Worst-case scenarios range from predictions of price depressions lasting for years, to sales drops as much as 30 percent in the suburbs, to a slowing demand from a group of buyers that the city has grown to depend on in recent years: Europeans.

Still, if it is any comfort to New Yorkers, the one thing experts appear to agree on is that the city will still suffer less than the rest of the country.

Until recently, the bad news in the real estate world had a national tenor. In September 2007, Moody’s Investors Service, the credit-rating company, was drawing a picture of a national housing slump predicted to last until 2009. In December, the firm announced that housing prices would bottom out in early 2009—dropping an average of well over 15 percent from their peak—and recovery would be sluggish.

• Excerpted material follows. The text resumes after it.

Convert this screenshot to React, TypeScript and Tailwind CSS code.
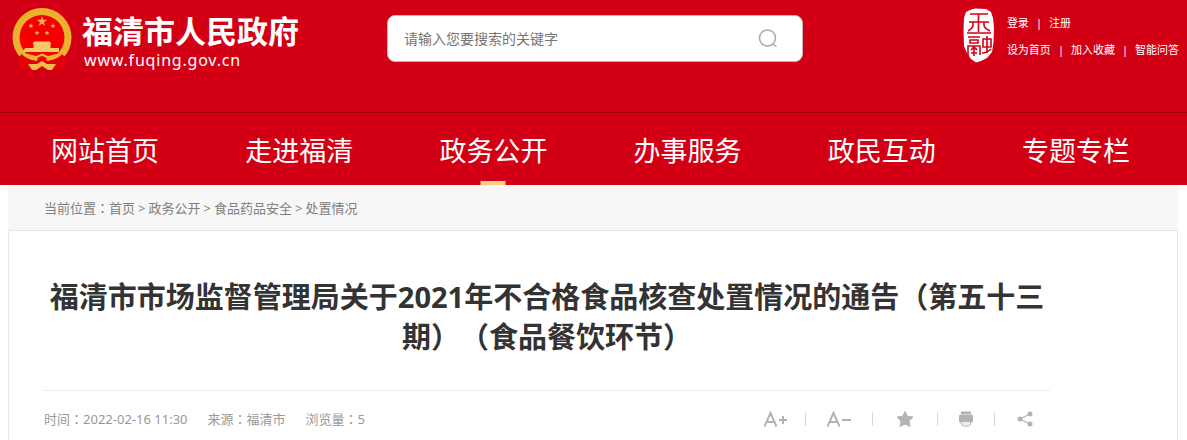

Then, what had been uncomfortable but distant news began to hit closer to home. In light of job layoffs announced in the financial services industry and a national recession predicted by investment bank Goldman Sachs, analysts in the metropolitan region have been offering forecasts full of gloom. For instance, Jeffrey Otteau, New Jersey’s biggest appraiser, said that declining inventory due to potential sellers pulling their homes off the market in frustration has caused New Jersey home prices to fall, with a recovery to 2005 price levels unlikely until as far out as 2014.

On Long Island, economist Pearl Kamer does not have quite as bleak an outlook, but has said she anticipates an average plummet in home prices of 10 to 15 percent a year until 2009 or 2010, with cumulative declines reaching as much as 30 percent for homes in the $750,000 to $1.2 million range.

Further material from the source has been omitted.